Frequent readers of this site know that we don’t believe short-term market movements can be predicted profitably. This opinion is not unique, as it is shared by some of the market’s brightest participants. Nevertheless, it appears as though there will always be providers of short-term predictions, both for people who think short-term movements can be predicted and for those who don’t but who consume short-term predictions anyway.
Consider these comments from stock market prognosticator Jim Cramer two weeks ago, one day before Goldman Sachs (GS) lost 13% of its value (on the news that it was being sued by the SEC):
I did some work today behind the scenes. My understanding of the current talks is that the big banks are the winners, not the losers. You will read that story in the papers 72 hours from now. Big banks are about to get their way. That is what is going on behind the scenes…a huge victory for JP Morgan and Goldman Sachs, and the other big banks. Yes, a huge victory. The press will not write that. I know better; you just heard it first, right here.
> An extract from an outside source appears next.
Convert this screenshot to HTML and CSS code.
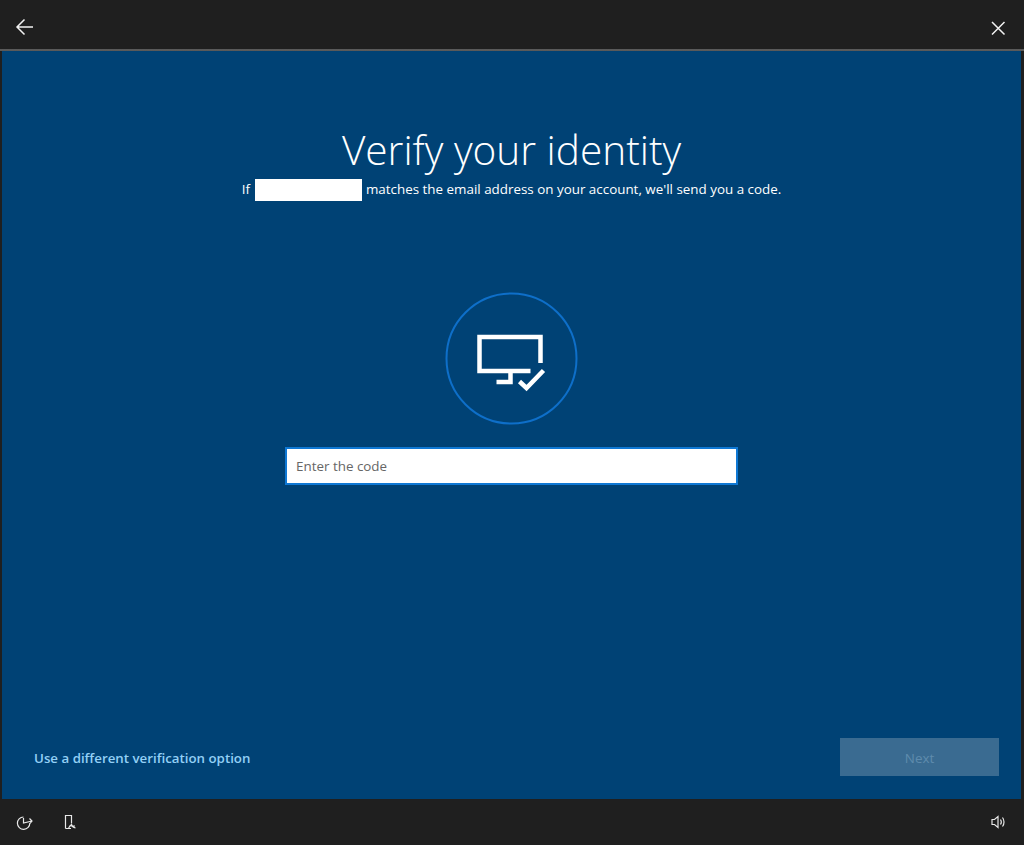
FILE: index.html
```html
<!DOCTYPE html>
<html lang="en">
<head>
<meta charset="utf-8">
<title>Verify your identity</title>
<link rel="stylesheet" href="styles.css">
</head>
<body>
<div class="window">
  <header class="topbar">
    <svg class="icon-back" width="20" height="18" viewBox="0 0 20 18"><path d="M18 9H2M9.500 1.500L2 9l7.500 7.500"/></svg>
    <svg class="icon-close" width="16" height="16" viewBox="0 0 16 16"><path d="M2 2l12.500 12.500M14.500 2L2 14.500"/></svg>
  </header>
  <main class="content">
    <h1 class="title">Verify your identity</h1>
    <p class="subtitle">If <span class="redacted"></span> matches the email address on your account, we'll send you a code.</p>
    <svg class="badge" width="134" height="134" viewBox="0 0 134 134">
      <circle class="badge-ring" cx="66.500" cy="66.500" r="65"/>
      <path class="badge-line" d="M95.500 71V45H34.500V79H85.500M65.500 79V90H51.500"/>
      <path class="badge-check" d="M74.500 89.500l7 6.500 17-17.500"/>
    </svg>
    <input class="code-input" type="text" placeholder="Enter the code">
    <div class="actions">
      <a class="alt-link" href="#">Use a different verification option</a>
      <button class="next" type="button" disabled>Next</button>
    </div>
  </main>
  <footer class="bottombar">
    <div class="bottom-left">
      <svg class="tool" width="18" height="18" viewBox="0 0 18 18"><path d="M14.800 10A6.200 6.200 0 1 1 8.500 4M8.500 5V10L17 8M14.500 5.500L17 8L15 10.500"/></svg>
      <svg class="tool" width="18" height="18" viewBox="0 0 18 18"><path d="M4.500 15.500V2.500H10.500V10.500M4.500 15.500H10M7.500 15.500c.8-2 2-3.500 3-4 .5 1.800 2 3 4 3.500M9 13h5"/></svg>
    </div>
    <svg class="tool" width="16" height="16" viewBox="0 0 16 16"><path d="M2 5.500V10.500H4.500L8 13.500V2.500L4.500 5.500ZM10.500 5.500c1 1.500 1 3.500 0 5M12.500 3.500c2 2.500 2 6.500 0 9"/></svg>
  </footer>
</div>
</body>
</html>
```

FILE: styles.css
```css
* { box-sizing: border-box; }
html, body { margin: 0; height: 100%; }
body {
  background: #1f1f1f;
  color: #fff;
  font-family: "Open Sans", "Noto Sans", "Liberation Sans", sans-serif;
}
.window {
  height: 845px;
  display: flex;
  flex-direction: column;
}
.topbar {
  height: 51px;
  flex: none;
  display: flex;
  justify-content: space-between;
  align-items: flex-start;
  padding: 18px 18px 0 15px;
  border-bottom: 2px solid #555;
  border-image: linear-gradient(#3a3a3a, #5a5a5a) 1;
}
.icon-back path, .icon-close path {
  fill: none;
  stroke: #f2f2f2;
  stroke-width: 1.5;
}
.icon-close { margin-top: 2px; }
.content {
  flex: 1;
  margin: 0 3px 0 2px;
  background: #004275;
  display: flex;
  flex-direction: column;
  align-items: center;
  padding-top: 69px;
}
.title {
  margin: 0;
  font-size: 40.600px;
  font-weight: 300;
  line-height: 59px;
}
.subtitle {
  margin: 0;
  height: 22px;
  font-size: 13.400px;
  line-height: 20px;
  white-space: nowrap;
}
.redacted {
  display: inline-block;
  width: 107px;
  height: 22px;
  margin-left: 2px;
  vertical-align: top;
  background: #fff;
}
.badge {
  display: block;
  margin-top: 91px;
  flex: none;
}
.badge-ring {
  fill: none;
  stroke: #0e6fc9;
  stroke-width: 2;
}
.badge-line, .badge-check {
  fill: none;
  stroke: #fff;
  stroke-width: 4.500;
}
.code-input {
  display: block;
  width: 453px;
  height: 38px;
  margin-top: 21px;
  padding: 0 9px;
  border: 2px solid #0f78d4;
  border-radius: 0;
  outline: none;
  background: #fff;
  font: 13.400px "Open Sans", "Noto Sans", sans-serif;
  color: #333;
}
.code-input::placeholder { color: #666; opacity: 1; }
.actions {
  width: 100%;
  margin-top: auto;
  margin-bottom: 23px;
  padding: 0 22px 0 32px;
  display: flex;
  justify-content: space-between;
  align-items: center;
}
.alt-link {
  padding-top: 2px;
  color: #93d0f6;
  font-size: 13.300px;
  font-weight: 600;
  text-decoration: none;
}
.next {
  width: 159px;
  height: 38px;
  border: 0;
  padding: 2px 0 0;
  background: #3a6b91;
  color: #5f8bad;
  font: 13.400px "Open Sans", "Noto Sans", sans-serif;
}
.bottombar {
  height: 46px;
  flex: none;
  display: flex;
  justify-content: space-between;
  align-items: center;
  padding: 0 18px 0 15px;
}
.bottom-left {
  display: flex;
  gap: 28px;
  align-items: center;
}
.tool path {
  fill: none;
  stroke: #e8e8e8;
  stroke-width: 1.200;
}
```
Of course, it is easy to pick on tv personality Jim Cramer. It’s been done on this site before, and his picks have been ridiculed elsewhere rather frequently. But the truth is, he is likely no worse than others who attempt to crystal ball stock prices using a time-frame of hours or days instead of years. But he’s more famous and more followed, allowing for easier dissection of his misses. (For example, consider the pushers of airline stocks just one day before they began their long descent.)
Cramer and others like him are not there because of their investing prowess (or lack thereof), but because they can entertain. The important take-away for readers is that they not confuse their entertainment choices with their investment decisions, which should be made with a long-term, rather than a short-term, focus.